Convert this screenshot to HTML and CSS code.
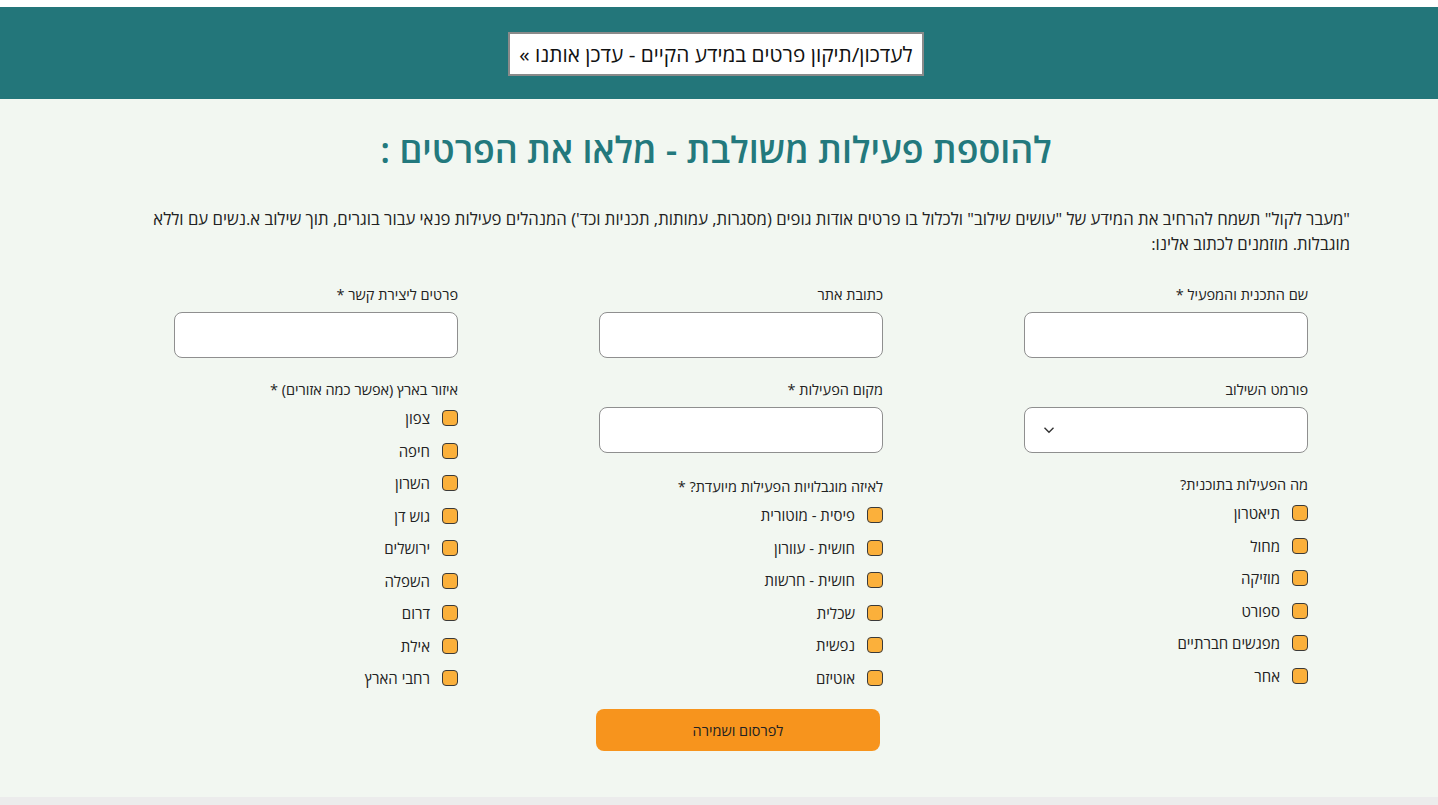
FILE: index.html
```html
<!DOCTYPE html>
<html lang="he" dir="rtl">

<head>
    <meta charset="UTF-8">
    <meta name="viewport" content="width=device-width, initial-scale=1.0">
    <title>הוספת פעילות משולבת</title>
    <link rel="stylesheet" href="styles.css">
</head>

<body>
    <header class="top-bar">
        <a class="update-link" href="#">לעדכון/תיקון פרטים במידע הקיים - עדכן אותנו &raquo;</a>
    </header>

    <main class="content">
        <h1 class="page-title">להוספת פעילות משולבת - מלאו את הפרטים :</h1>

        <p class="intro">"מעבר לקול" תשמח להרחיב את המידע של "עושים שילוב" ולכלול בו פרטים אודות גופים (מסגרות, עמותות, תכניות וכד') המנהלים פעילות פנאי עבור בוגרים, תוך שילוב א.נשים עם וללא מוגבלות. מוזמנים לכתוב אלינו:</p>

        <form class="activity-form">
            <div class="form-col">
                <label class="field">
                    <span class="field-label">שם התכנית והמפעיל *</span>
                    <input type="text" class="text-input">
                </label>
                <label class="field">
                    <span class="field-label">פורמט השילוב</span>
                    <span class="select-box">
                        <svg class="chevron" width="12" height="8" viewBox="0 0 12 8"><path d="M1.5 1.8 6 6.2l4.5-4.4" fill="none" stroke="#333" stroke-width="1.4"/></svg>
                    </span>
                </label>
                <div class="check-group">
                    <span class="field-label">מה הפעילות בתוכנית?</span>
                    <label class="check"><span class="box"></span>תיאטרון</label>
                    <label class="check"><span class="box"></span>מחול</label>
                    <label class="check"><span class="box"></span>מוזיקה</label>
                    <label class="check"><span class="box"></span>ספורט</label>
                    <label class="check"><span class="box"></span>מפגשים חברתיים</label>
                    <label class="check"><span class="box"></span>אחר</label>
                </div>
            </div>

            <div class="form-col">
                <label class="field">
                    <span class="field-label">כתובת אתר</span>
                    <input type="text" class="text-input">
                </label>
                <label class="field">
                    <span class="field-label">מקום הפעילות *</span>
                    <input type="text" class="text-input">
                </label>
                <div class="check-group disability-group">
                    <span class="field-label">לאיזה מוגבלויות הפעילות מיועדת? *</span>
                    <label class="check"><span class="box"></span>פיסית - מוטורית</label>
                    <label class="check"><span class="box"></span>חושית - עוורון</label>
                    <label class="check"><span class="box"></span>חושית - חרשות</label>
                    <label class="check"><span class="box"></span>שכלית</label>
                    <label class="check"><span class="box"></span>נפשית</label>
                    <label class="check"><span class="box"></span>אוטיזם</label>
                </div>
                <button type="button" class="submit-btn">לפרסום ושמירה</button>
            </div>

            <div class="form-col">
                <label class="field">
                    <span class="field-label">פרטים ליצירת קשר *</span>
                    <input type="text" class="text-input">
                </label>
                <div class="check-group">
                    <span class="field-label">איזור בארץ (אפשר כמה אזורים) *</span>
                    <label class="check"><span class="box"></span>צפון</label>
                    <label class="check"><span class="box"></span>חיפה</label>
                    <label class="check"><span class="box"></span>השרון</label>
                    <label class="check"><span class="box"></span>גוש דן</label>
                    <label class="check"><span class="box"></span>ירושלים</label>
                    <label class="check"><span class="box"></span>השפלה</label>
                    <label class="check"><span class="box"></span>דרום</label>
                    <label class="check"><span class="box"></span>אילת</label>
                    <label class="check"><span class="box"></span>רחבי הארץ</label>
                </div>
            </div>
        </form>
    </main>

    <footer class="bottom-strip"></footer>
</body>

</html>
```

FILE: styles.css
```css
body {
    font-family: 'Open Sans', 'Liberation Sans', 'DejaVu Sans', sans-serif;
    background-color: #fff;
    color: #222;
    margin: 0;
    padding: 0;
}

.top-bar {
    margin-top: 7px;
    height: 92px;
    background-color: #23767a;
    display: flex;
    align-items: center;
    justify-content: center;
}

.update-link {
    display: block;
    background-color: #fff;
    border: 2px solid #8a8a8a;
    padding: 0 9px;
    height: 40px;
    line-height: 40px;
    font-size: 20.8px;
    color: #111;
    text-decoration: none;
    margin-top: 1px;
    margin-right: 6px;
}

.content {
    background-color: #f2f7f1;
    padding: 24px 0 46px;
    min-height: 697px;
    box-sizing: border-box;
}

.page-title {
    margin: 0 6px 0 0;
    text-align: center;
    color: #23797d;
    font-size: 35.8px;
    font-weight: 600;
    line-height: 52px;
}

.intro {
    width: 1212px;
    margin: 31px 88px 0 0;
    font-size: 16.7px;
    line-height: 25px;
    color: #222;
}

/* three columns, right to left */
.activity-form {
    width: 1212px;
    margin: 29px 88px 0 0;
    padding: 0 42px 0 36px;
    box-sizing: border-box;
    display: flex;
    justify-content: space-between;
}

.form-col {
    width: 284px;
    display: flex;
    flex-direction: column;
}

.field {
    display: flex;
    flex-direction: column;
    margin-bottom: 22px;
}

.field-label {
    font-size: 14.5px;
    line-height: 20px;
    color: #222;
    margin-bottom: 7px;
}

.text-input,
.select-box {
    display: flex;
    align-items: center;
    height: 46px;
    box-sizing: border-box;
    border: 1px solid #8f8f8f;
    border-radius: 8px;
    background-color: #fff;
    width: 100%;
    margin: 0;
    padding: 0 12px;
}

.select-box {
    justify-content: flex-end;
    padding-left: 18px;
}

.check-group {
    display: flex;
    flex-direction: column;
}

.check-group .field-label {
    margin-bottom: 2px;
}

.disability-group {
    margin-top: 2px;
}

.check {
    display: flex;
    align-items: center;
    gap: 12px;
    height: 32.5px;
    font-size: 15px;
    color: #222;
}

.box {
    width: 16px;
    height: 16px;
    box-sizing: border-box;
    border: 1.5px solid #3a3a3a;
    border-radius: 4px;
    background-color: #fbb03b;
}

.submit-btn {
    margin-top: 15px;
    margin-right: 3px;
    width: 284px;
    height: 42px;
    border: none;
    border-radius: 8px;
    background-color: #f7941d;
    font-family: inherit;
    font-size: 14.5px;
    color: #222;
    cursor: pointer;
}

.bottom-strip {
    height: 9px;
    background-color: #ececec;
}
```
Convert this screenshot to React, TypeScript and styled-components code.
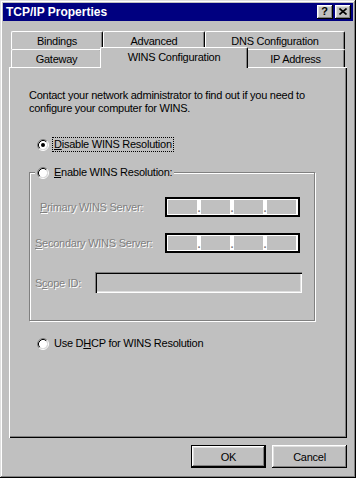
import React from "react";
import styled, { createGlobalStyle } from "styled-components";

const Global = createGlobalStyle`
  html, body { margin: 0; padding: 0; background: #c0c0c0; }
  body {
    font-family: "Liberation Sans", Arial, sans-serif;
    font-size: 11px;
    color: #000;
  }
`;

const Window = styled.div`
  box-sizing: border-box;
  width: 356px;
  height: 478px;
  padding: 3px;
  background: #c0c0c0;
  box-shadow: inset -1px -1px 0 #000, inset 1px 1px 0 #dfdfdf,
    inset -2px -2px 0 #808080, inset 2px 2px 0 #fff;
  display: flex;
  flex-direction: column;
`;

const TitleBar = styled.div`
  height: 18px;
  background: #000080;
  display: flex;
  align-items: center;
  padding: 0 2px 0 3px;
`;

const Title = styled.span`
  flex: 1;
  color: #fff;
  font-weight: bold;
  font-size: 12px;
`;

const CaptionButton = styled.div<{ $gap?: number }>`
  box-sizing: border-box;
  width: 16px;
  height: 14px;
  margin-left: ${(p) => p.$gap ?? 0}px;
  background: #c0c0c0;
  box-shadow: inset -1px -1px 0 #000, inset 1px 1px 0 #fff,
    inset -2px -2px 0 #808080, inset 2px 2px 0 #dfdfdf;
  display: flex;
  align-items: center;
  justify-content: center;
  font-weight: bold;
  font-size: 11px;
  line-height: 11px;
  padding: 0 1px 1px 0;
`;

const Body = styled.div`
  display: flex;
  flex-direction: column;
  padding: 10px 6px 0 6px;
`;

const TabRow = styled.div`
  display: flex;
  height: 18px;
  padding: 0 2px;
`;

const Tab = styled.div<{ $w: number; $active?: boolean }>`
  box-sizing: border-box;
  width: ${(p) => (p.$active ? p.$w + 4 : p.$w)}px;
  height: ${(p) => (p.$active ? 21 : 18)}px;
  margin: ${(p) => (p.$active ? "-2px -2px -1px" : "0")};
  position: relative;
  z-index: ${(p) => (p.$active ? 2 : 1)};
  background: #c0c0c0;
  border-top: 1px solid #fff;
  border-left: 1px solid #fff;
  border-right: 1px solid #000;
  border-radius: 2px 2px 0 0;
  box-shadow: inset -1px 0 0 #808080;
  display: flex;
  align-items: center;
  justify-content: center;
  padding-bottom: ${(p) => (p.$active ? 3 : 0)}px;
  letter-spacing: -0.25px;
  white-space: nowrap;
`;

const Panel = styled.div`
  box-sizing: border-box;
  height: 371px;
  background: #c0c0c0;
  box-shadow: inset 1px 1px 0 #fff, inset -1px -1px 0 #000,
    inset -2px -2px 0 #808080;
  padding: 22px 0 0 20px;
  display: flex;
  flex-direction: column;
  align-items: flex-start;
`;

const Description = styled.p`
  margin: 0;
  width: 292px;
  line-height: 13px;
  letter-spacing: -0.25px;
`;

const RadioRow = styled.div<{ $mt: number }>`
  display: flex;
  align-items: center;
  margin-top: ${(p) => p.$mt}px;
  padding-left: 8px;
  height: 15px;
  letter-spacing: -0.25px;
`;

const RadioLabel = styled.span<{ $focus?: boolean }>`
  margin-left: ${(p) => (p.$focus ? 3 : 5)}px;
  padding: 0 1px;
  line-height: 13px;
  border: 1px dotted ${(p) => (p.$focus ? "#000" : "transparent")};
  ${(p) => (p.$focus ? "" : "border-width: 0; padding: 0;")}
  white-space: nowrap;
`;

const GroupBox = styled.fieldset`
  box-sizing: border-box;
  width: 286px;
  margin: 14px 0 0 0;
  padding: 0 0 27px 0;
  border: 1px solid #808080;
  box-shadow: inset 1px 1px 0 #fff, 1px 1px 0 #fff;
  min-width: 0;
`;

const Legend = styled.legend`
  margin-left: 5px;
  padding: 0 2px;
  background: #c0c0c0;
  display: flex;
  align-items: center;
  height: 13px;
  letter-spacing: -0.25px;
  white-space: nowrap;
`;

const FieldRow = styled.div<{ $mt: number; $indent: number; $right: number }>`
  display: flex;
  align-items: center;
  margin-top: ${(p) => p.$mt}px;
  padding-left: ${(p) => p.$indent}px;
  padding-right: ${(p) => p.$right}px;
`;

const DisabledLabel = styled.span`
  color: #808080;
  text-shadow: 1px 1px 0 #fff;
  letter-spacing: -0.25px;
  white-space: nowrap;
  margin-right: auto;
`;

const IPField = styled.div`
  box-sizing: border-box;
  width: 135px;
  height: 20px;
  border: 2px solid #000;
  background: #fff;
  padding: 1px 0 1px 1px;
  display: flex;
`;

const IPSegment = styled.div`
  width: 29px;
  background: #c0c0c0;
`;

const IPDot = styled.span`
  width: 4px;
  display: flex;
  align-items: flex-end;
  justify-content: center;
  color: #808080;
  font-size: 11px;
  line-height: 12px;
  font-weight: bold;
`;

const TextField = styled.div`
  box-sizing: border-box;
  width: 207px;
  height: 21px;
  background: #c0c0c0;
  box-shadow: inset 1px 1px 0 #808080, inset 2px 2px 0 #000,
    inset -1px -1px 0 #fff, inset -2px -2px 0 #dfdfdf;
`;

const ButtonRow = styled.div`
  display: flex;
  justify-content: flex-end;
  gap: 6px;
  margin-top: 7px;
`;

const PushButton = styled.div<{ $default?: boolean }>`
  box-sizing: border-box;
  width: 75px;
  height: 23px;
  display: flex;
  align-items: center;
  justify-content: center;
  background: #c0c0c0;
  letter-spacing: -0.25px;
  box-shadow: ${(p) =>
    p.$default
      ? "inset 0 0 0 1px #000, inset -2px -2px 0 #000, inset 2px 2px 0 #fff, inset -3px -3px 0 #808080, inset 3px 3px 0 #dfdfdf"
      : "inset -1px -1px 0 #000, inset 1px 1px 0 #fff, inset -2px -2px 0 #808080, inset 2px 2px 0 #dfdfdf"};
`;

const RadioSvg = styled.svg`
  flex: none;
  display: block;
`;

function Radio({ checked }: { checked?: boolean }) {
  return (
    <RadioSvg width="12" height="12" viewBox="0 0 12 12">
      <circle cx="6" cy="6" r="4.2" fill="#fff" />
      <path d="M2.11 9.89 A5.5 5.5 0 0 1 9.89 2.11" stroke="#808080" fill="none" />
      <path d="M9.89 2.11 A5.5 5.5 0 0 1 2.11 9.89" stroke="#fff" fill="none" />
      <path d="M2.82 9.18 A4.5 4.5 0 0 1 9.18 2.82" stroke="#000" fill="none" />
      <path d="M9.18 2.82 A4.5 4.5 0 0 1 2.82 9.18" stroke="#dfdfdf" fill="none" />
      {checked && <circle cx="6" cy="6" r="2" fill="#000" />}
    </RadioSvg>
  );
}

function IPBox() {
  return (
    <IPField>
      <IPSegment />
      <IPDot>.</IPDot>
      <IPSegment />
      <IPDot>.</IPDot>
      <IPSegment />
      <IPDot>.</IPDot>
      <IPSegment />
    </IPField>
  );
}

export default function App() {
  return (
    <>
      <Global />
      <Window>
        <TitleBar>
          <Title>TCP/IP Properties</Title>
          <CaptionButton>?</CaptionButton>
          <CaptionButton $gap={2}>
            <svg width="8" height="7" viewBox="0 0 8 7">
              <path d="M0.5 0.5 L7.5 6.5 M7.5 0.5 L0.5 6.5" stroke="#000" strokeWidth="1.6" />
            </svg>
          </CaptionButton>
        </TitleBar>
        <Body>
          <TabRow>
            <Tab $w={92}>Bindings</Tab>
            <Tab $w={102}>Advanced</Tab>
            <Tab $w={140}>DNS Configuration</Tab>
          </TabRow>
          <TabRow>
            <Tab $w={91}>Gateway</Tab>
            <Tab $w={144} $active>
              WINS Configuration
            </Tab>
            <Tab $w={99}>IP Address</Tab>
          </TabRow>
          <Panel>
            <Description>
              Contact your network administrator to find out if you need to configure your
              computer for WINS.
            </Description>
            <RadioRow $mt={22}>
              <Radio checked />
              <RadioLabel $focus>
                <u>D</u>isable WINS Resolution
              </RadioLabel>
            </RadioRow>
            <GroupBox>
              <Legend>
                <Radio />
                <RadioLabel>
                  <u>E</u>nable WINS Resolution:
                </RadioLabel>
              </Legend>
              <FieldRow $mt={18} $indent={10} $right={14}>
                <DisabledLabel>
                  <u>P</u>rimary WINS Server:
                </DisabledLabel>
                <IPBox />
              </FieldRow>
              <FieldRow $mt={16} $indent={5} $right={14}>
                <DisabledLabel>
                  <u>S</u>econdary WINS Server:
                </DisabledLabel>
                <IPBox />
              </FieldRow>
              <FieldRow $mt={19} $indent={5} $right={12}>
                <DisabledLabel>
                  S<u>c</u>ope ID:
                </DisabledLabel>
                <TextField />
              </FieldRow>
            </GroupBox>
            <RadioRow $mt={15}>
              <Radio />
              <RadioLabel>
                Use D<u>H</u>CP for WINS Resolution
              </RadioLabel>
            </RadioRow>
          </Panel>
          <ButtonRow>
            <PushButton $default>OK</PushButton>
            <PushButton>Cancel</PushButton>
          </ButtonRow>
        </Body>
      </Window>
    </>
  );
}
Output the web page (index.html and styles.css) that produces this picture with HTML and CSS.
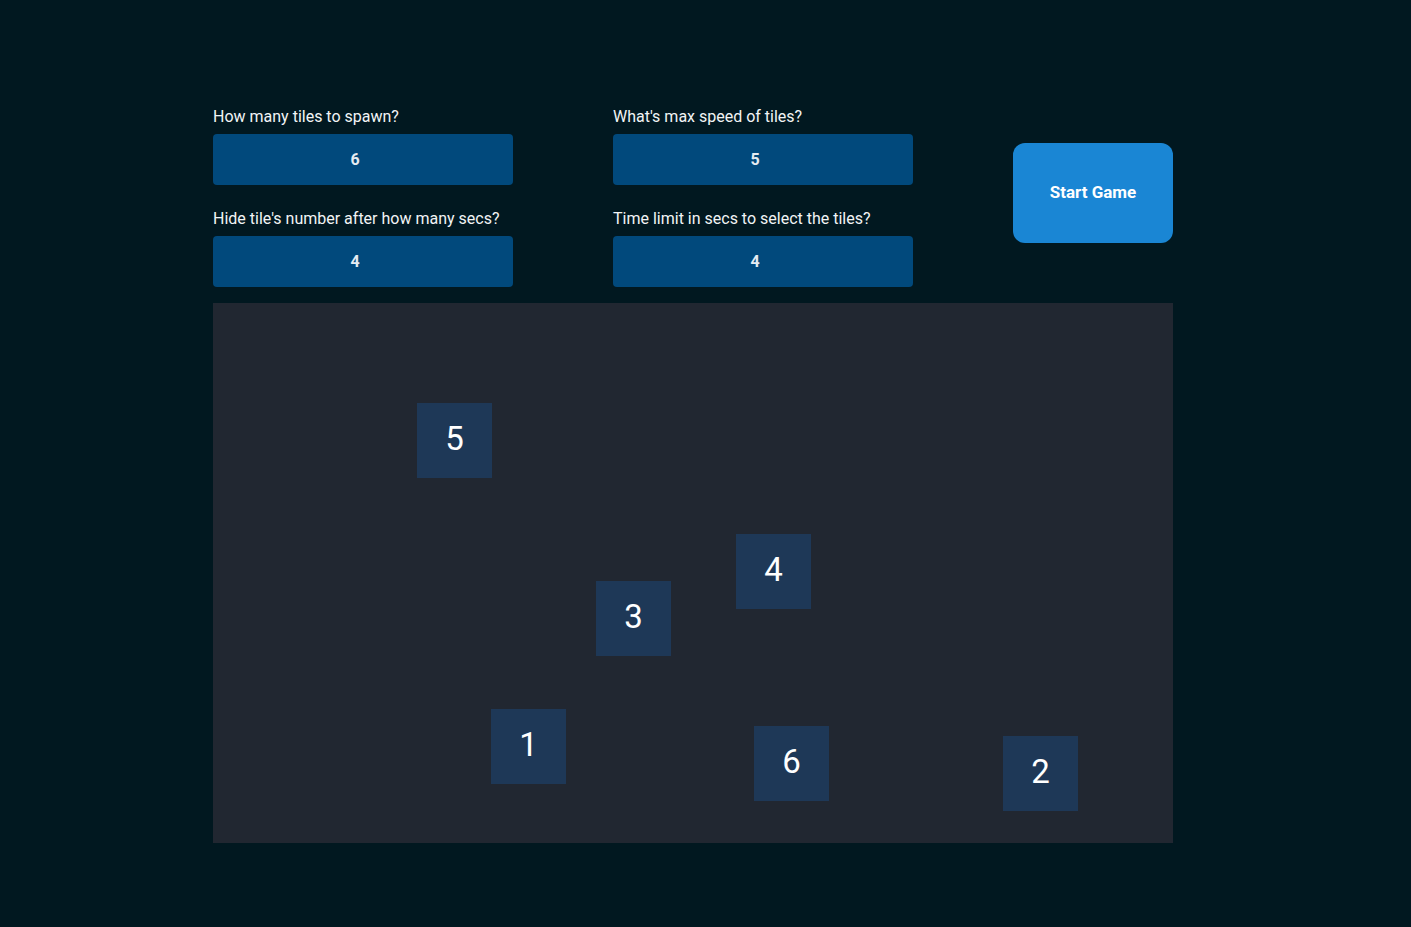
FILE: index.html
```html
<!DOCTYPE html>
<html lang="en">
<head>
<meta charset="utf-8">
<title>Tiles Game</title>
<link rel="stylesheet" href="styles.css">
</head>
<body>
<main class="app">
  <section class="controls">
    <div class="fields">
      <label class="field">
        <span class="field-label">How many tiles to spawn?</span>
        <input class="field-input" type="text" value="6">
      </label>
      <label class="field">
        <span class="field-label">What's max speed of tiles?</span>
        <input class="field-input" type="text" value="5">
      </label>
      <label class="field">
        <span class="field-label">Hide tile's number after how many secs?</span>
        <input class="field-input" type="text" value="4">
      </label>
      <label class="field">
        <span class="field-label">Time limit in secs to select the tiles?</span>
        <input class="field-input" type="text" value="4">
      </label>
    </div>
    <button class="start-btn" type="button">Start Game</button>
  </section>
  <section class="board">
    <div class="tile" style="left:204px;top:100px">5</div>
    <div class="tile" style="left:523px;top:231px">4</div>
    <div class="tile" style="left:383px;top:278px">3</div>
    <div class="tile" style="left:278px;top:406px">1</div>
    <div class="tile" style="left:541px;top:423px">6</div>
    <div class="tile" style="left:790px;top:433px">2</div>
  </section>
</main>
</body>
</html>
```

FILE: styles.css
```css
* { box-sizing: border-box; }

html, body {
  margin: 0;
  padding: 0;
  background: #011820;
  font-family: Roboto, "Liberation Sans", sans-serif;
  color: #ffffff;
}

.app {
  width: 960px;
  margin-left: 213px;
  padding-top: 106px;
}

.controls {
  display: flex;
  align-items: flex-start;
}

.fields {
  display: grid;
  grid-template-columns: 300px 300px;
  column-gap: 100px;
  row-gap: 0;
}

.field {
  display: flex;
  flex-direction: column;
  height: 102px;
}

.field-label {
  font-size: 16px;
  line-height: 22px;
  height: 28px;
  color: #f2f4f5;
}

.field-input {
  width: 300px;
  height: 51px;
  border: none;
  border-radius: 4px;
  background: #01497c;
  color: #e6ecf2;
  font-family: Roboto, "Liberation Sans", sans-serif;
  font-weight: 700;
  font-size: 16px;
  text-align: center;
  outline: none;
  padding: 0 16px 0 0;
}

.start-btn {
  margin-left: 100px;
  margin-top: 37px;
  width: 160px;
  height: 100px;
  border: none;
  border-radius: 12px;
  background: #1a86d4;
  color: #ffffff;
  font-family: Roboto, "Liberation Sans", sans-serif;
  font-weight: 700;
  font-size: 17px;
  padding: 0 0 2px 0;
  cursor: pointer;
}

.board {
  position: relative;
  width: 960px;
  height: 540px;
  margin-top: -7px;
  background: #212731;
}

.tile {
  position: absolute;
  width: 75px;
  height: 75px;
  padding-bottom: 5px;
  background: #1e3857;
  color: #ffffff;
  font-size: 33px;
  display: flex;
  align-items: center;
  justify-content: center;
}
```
• • • • • • •
Extract each line holding the string "screenshot".

Convert this screenshot to HTML and CSS code.
Convert this screenshot to React, TypeScript and styled-components code.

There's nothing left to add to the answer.